The gazes, pre_gazes and post_gazes fields contain a dictionary, were the key is a string representing the view in which the gaze was collected (e.g. threadView or bodyView) and the value is an EyeDatum (defined in EyeData), which contains fixation duration, coordinates (view, not screen coordinates) and a unix timestamp.

The threadView, bodyView and referenceView are identifiers (in Cocoa terminology). The underlying views are, in fact, different classes. What all these classes have in common is that they adopt the MessageReferenceView protocol. This protocol provides a correspondingMessageId field, which uniquely identifies a message. This implementation allows us to generalise a view that points to a message, while also letting us implements all these views using the class which is most appropriate for its content. When gaze data falls within a view that implements MessageReferenceView, we look up the identifier and (e.g. bodyView) and store it in the correct gaze field (this is done in MailboxController.identifyTargetView(_ view:, point:)).

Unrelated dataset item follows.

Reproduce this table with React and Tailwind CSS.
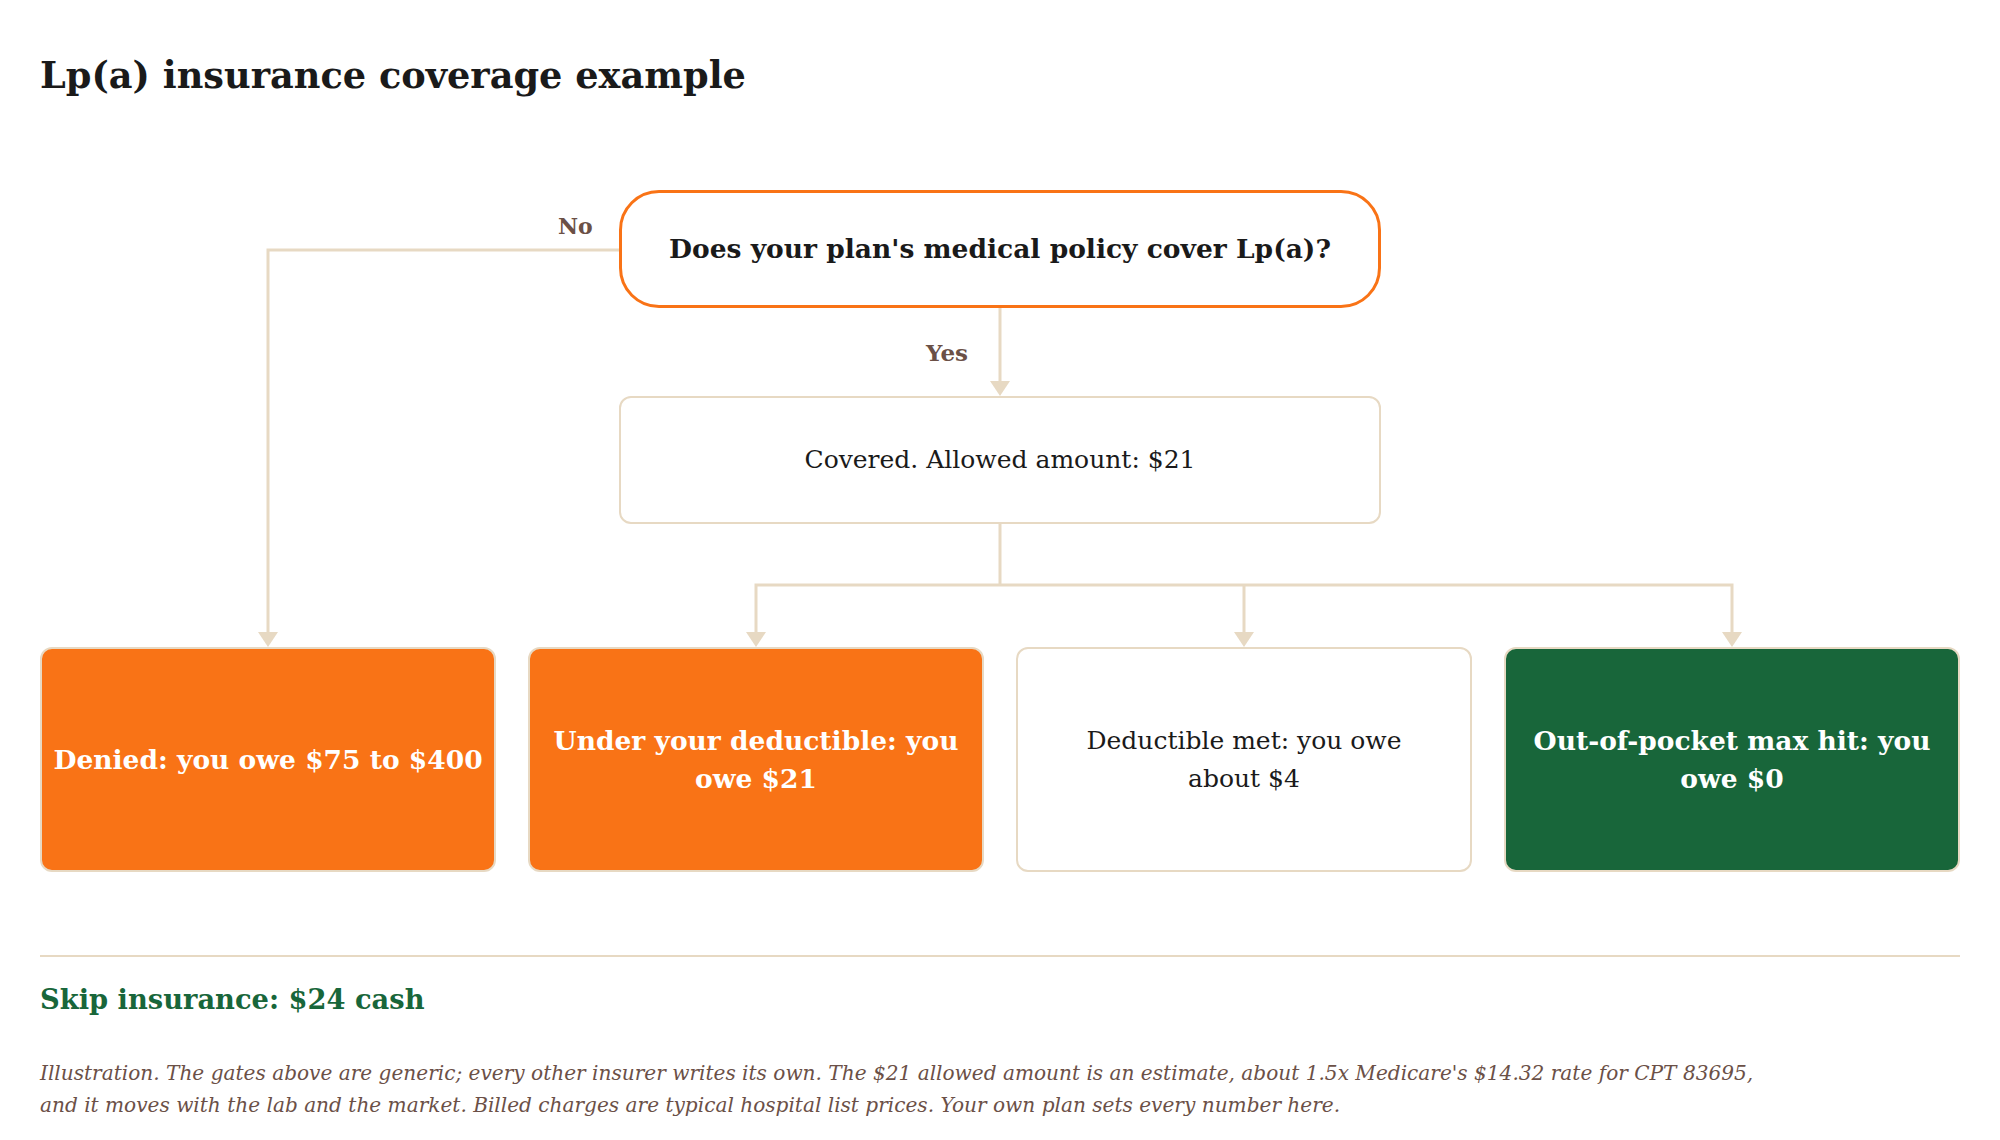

Similarly to gaze data, we collect Selections and visits (of class Event) for all messages, both during, before and after the user worked on a message. The data prefixed with pre_ are initially stored in HistoryManager and will be committed to the related AugmentedMessage as soon as the user starts working on the given message. Similarly, data prefixed with post_ contains data collected after the user worked on the given message. This provides addional context to the data and is especially useful for long-lasting sessions (i.e. it maximises the awareness of the system).